Acadian Lines was Nova Scotian-owned until December 1995, when the Irving Transportation Group purchased Acadian Lines and merged SMT (Eastern), an Irving subsidiary which operated scheduled and chartered bus services in New Brunswick and Prince Edward Island, with Acadian Lines while maintaining and expanding the Acadian name throughout the Maritimes.

In 2004, Irving Transportation Group sold Acadian Lines to Keolis which brought it under the control of its Orléans Express subsidiary. Orléans Express modified the company logo to include an upside-down "a" for the third "a" (thus becoming Acadiɐn); the legal company name remains spelled "Acadian" for correspondence. Effectively, this made the logo a bilingual ambigram, as the "ɐ" could either stand for "a" (English), or "e" (French).

==Former operations==
Acadian Lines operated regular bus services between New Brunswick, Prince Edward Island and Nova Scotia as well as Rivière-du-Loup, and Quebec (connecting with Orléans Express).

In 2006, Acadian Lines cancelled bus service on the route between Halifax and Yarmouth due to low ticket sales.

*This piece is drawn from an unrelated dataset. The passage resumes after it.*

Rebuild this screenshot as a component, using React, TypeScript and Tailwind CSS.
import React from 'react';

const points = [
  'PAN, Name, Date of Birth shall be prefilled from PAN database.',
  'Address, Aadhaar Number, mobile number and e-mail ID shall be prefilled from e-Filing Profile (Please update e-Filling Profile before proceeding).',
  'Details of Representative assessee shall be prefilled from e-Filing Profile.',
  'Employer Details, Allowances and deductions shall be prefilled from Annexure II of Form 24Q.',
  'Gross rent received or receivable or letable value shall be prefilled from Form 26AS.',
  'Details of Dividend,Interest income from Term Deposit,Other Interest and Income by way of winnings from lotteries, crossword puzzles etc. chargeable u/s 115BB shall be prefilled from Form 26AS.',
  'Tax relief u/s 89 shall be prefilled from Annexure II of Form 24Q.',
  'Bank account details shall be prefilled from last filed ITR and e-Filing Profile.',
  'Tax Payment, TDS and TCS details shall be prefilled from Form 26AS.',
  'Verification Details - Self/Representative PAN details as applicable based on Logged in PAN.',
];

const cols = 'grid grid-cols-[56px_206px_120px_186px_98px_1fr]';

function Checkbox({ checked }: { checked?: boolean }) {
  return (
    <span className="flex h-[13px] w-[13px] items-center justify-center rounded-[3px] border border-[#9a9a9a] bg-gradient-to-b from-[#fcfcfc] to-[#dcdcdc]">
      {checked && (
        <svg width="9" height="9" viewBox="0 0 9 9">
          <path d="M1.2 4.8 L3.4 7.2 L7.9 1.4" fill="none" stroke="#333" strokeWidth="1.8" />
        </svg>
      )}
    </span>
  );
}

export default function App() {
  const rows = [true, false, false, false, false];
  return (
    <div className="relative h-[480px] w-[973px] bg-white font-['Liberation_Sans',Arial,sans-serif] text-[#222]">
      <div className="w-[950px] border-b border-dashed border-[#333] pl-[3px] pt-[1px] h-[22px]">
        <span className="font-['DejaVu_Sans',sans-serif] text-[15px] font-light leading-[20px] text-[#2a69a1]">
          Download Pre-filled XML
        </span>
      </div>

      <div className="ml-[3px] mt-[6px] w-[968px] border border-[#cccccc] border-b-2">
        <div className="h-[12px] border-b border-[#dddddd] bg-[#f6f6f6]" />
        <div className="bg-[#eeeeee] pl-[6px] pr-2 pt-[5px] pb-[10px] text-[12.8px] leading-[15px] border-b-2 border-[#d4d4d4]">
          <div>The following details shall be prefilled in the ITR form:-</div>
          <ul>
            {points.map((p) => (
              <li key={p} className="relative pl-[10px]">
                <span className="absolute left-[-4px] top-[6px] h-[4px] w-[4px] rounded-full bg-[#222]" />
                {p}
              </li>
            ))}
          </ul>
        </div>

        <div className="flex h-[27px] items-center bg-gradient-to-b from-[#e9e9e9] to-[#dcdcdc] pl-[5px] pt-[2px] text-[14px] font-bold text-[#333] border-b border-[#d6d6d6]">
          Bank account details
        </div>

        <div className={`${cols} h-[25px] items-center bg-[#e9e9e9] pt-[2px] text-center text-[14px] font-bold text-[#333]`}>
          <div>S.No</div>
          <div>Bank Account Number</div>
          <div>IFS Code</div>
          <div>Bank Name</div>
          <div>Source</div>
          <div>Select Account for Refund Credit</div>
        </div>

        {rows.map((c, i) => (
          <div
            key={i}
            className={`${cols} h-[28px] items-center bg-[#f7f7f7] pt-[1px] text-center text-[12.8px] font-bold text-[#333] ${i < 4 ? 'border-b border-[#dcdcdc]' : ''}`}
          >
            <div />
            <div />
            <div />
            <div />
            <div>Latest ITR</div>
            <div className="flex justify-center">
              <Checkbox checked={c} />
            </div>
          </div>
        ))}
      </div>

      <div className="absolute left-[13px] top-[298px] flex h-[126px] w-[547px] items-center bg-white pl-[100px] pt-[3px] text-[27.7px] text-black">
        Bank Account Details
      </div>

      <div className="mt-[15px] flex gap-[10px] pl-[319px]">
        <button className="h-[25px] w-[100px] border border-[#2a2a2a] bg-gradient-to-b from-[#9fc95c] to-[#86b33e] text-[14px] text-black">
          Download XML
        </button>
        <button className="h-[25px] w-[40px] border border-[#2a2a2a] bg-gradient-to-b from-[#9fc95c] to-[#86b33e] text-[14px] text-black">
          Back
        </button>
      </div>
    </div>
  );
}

In 2011, Acadian Lines cancelled bus service on the route between Saint John, New Brunswick and Bangor, Maine due to low ticket sales.

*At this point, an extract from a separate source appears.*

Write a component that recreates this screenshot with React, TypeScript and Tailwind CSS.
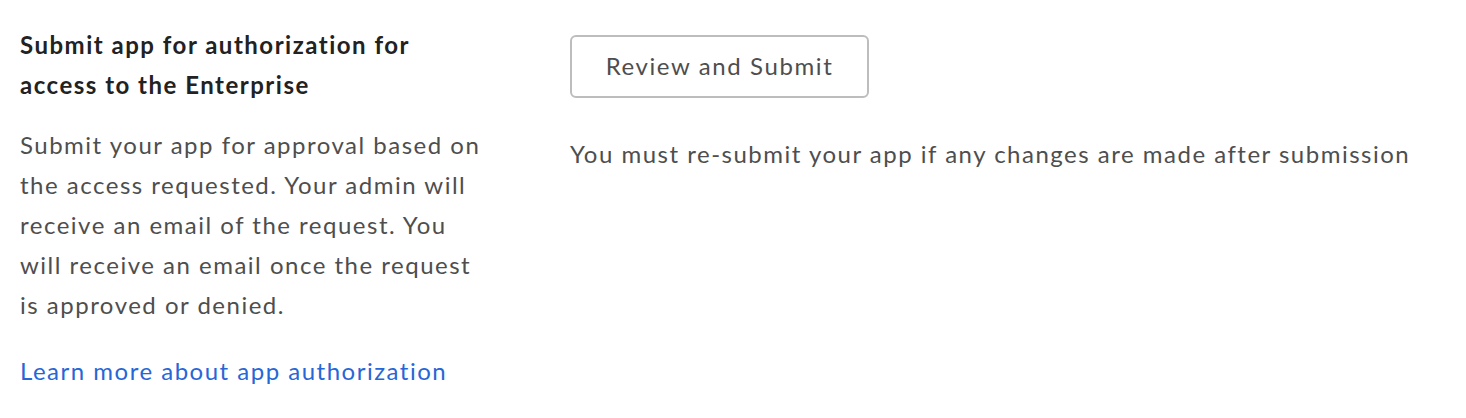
export default function App() {
  return (
    <div className="w-[1466px] h-[418px] bg-white font-['Lato',sans-serif] flex px-5 pt-[25px] tracking-[1.5px]">
      <div className="w-[470px] shrink-0">
        <h3 className="w-[420px] text-[24px] leading-[40px] font-bold text-[#222222] tracking-[1.5px]">
          Submit app for authorization for access to the Enterprise
        </h3>
        <p className="mt-[20px] text-[24px] leading-[40px] text-[#4e4e4e]">
          Submit your app for approval based on the access requested. Your admin will receive an email of the request. You will receive an email once the request is approved or denied.
        </p>
        <a href="#" className="block mt-[26px] text-[24px] leading-[40px] text-[#2766d6]">
          Learn more about app authorization
        </a>
      </div>
      <div className="ml-[80px] pt-[10px]">
        <button className="w-[299px] h-[63px] pb-[1px] border-2 border-[#bdbdbd] rounded-[6px] text-[24px] tracking-[1.6px] text-[#4e4e4e] bg-white">
          Review and Submit
        </button>
        <p className="mt-[36px] text-[24px] leading-[40px] text-[#4e4e4e]">
          You must re-submit your app if any changes are made after submission
        </p>
      </div>
    </div>
  );
}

From 2 December 2011 until 16 May 2012 the company completely shut down its New Brunswick and Prince Edward Island operations after it locked out 59 drivers with Amalgamated Transit Union Local 1229 over a contract dispute. Although Acadian Lines operations in Nova Scotia continued to function, the lack of service in New Brunswick meant that inter-city bus service from Nova Scotia to central Canada was interrupted during this time.

Service restarted in New Brunswick and Prince Edward Island on 16 May serving a limited route network. Routes north of Moncton, New Brunswick to Campbellton, New Brunswick as well as from Saint John, New Brunswick to Fredericton, New Brunswick were reduced or eliminated. Additional buses on existing routes to Prince Edward Island were eliminated. Acadian Lines ceased operations in all three provinces on 30 November 2012, citing financial losses due to regulatory inflexibility for routes.

==Legal status==
The company was incorporated as Acadian Coach Lines LP/Autocars Acadien SEC in New Brunswick, Nova Scotia and Prince Edward Island. Additionally, the company has a subsidiary incorporated in the three provinces named Acadian Motor Coach Tours LP/Tours Autocars Acadien SEC.